The most effective thing that we can do in the long term to limit the

lies that the mainstream media tells about us is to create our own

alternatives and give people access to information that we produce. In

addition to creating our own media, by being active as anarchists in our

communities, workplaces and campaigns, blatant media lies about our

movement will prove more costly to the corporate media and will tend to

push people towards us. However, in the current situation, with our

small size and tiny circulation of our publications, these factors are

only really significant in very localised campaigns or struggles on

relatively marginal issues. When the might of the state and corporate

sector decide to attack us — as is becoming par for the course in the

run up to large protests that challenge the fundamental concepts of our

capitalist world order — our own media and local connections only reach

a negligible proportion of the audience.

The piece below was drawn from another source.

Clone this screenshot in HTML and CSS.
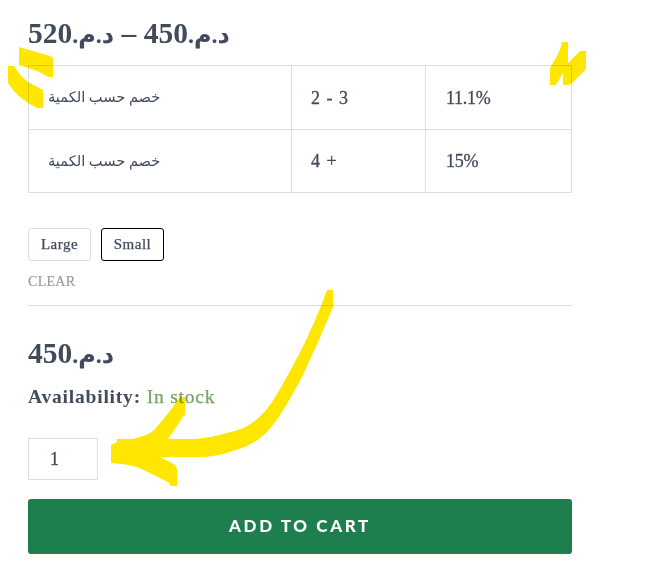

In these cases, if we refuse to

challenge the slanders in the mainstream media, the vast majority of

people will have absolutely no reason not to believe the rubbish that

they are being fed. On the other hand, even by showing a willingness to

argue our case in the mainstream, we place limits on their lies. If the

media is full of reports about violent hooligan terrorist anarchists,

but the anarchists who appear in the media seem to be sane, rational,

well-informed and articulate, the chances of the public smelling

something fishy are increased many times.